What the exercise asks
Every line below should be copied exactly; drop the pictures.
-=-=-
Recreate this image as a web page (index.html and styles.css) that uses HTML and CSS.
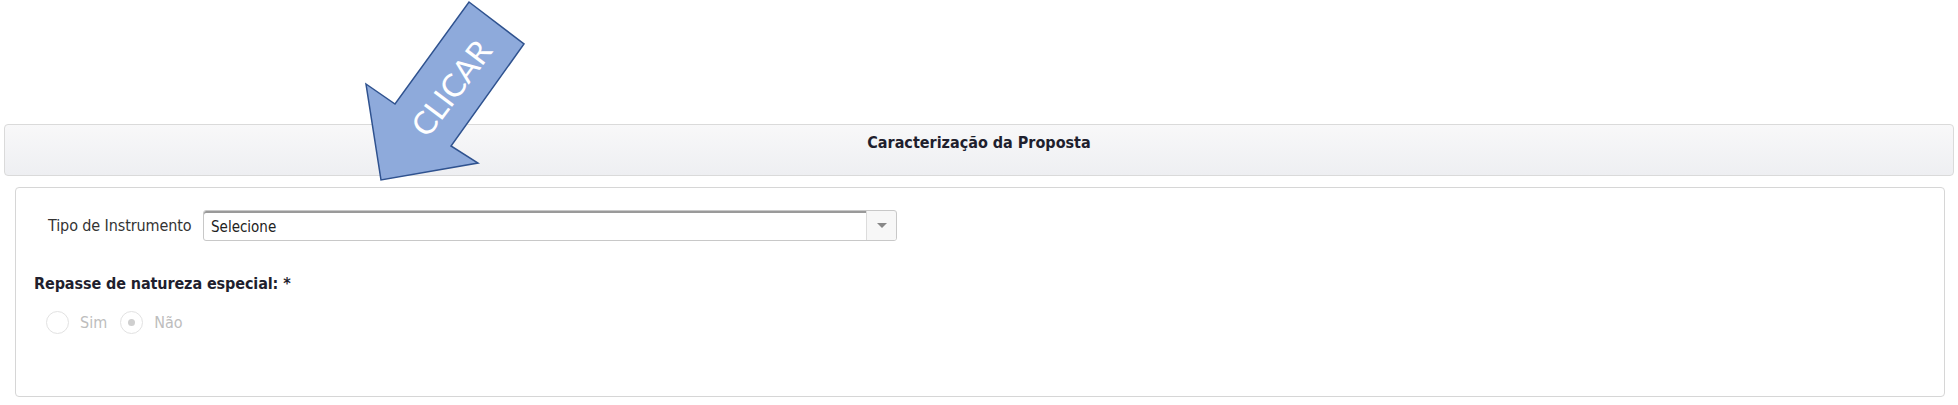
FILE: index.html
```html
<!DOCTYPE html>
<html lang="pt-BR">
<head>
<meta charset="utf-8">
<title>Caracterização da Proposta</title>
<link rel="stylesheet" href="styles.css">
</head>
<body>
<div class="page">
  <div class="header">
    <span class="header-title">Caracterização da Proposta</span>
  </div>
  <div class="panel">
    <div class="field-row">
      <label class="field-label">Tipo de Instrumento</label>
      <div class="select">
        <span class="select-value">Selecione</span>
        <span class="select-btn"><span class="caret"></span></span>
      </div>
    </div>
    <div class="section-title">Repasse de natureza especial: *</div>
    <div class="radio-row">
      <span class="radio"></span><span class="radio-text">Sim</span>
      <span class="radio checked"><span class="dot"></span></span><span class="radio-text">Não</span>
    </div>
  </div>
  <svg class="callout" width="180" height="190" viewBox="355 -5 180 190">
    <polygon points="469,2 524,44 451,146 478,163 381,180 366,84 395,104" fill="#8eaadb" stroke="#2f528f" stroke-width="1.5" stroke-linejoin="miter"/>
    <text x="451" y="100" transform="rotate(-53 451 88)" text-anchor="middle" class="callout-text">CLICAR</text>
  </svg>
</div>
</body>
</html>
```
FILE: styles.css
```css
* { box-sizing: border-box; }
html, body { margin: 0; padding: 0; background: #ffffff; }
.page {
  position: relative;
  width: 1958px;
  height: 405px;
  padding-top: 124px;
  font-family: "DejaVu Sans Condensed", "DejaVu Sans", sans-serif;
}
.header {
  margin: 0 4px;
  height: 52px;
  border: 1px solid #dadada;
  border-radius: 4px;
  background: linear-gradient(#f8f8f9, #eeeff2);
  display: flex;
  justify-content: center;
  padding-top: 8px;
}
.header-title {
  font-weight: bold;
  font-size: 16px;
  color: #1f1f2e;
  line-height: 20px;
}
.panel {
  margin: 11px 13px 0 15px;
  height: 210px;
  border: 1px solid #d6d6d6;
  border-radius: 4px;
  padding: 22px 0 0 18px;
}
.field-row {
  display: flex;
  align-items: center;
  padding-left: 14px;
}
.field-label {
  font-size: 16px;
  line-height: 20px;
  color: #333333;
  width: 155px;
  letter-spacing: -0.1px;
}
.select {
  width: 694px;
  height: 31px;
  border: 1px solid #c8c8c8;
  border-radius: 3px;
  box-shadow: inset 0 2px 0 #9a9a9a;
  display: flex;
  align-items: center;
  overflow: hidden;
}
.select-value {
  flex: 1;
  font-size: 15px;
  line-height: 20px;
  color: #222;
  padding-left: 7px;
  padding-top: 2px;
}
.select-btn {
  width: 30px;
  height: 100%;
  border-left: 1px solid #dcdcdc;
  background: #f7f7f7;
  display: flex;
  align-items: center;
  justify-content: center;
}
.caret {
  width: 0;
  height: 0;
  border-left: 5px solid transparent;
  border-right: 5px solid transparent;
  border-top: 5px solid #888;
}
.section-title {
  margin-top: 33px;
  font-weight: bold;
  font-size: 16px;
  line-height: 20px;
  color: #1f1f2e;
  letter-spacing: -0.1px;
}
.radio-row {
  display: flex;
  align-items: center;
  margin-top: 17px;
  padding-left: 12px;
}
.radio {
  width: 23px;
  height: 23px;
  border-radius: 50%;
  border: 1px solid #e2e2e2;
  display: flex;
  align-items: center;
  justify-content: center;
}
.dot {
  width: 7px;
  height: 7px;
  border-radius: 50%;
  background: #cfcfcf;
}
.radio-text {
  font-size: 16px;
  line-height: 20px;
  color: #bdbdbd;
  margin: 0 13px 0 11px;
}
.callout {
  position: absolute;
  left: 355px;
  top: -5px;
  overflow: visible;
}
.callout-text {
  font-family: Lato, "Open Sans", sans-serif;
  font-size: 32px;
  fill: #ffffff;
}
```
-=-=-
Worked solution
Recreate this image as a web page (index.html and styles.css) that uses HTML and CSS.
FILE: index.html
```html
<!DOCTYPE html>
<html lang="pt-BR">
<head>
<meta charset="utf-8">
<title>Caracterização da Proposta</title>
<link rel="stylesheet" href="styles.css">
</head>
<body>
<div class="page">
  <div class="header">
    <span class="header-title">Caracterização da Proposta</span>
  </div>
  <div class="panel">
    <div class="field-row">
      <label class="field-label">Tipo de Instrumento</label>
      <div class="select">
        <span class="select-value">Selecione</span>
        <span class="select-btn"><span class="caret"></span></span>
      </div>
    </div>
    <div class="section-title">Repasse de natureza especial: *</div>
    <div class="radio-row">
      <span class="radio"></span><span class="radio-text">Sim</span>
      <span class="radio checked"><span class="dot"></span></span><span class="radio-text">Não</span>
    </div>
  </div>
  <svg class="callout" width="180" height="190" viewBox="355 -5 180 190">
    <polygon points="469,2 524,44 451,146 478,163 381,180 366,84 395,104" fill="#8eaadb" stroke="#2f528f" stroke-width="1.5" stroke-linejoin="miter"/>
    <text x="451" y="100" transform="rotate(-53 451 88)" text-anchor="middle" class="callout-text">CLICAR</text>
  </svg>
</div>
</body>
</html>
```
FILE: styles.css
```css
* { box-sizing: border-box; }
html, body { margin: 0; padding: 0; background: #ffffff; }
.page {
  position: relative;
  width: 1958px;
  height: 405px;
  padding-top: 124px;
  font-family: "DejaVu Sans Condensed", "DejaVu Sans", sans-serif;
}
.header {
  margin: 0 4px;
  height: 52px;
  border: 1px solid #dadada;
  border-radius: 4px;
  background: linear-gradient(#f8f8f9, #eeeff2);
  display: flex;
  justify-content: center;
  padding-top: 8px;
}
.header-title {
  font-weight: bold;
  font-size: 16px;
  color: #1f1f2e;
  line-height: 20px;
}
.panel {
  margin: 11px 13px 0 15px;
  height: 210px;
  border: 1px solid #d6d6d6;
  border-radius: 4px;
  padding: 22px 0 0 18px;
}
.field-row {
  display: flex;
  align-items: center;
  padding-left: 14px;
}
.field-label {
  font-size: 16px;
  line-height: 20px;
  color: #333333;
  width: 155px;
  letter-spacing: -0.1px;
}
.select {
  width: 694px;
  height: 31px;
  border: 1px solid #c8c8c8;
  border-radius: 3px;
  box-shadow: inset 0 2px 0 #9a9a9a;
  display: flex;
  align-items: center;
  overflow: hidden;
}
.select-value {
  flex: 1;
  font-size: 15px;
  line-height: 20px;
  color: #222;
  padding-left: 7px;
  padding-top: 2px;
}
.select-btn {
  width: 30px;
  height: 100%;
  border-left: 1px solid #dcdcdc;
  background: #f7f7f7;
  display: flex;
  align-items: center;
  justify-content: center;
}
.caret {
  width: 0;
  height: 0;
  border-left: 5px solid transparent;
  border-right: 5px solid transparent;
  border-top: 5px solid #888;
}
.section-title {
  margin-top: 33px;
  font-weight: bold;
  font-size: 16px;
  line-height: 20px;
  color: #1f1f2e;
  letter-spacing: -0.1px;
}
.radio-row {
  display: flex;
  align-items: center;
  margin-top: 17px;
  padding-left: 12px;
}
.radio {
  width: 23px;
  height: 23px;
  border-radius: 50%;
  border: 1px solid #e2e2e2;
  display: flex;
  align-items: center;
  justify-content: center;
}
.dot {
  width: 7px;
  height: 7px;
  border-radius: 50%;
  background: #cfcfcf;
}
.radio-text {
  font-size: 16px;
  line-height: 20px;
  color: #bdbdbd;
  margin: 0 13px 0 11px;
}
.callout {
  position: absolute;
  left: 355px;
  top: -5px;
  overflow: visible;
}
.callout-text {
  font-family: Lato, "Open Sans", sans-serif;
  font-size: 32px;
  fill: #ffffff;
}
```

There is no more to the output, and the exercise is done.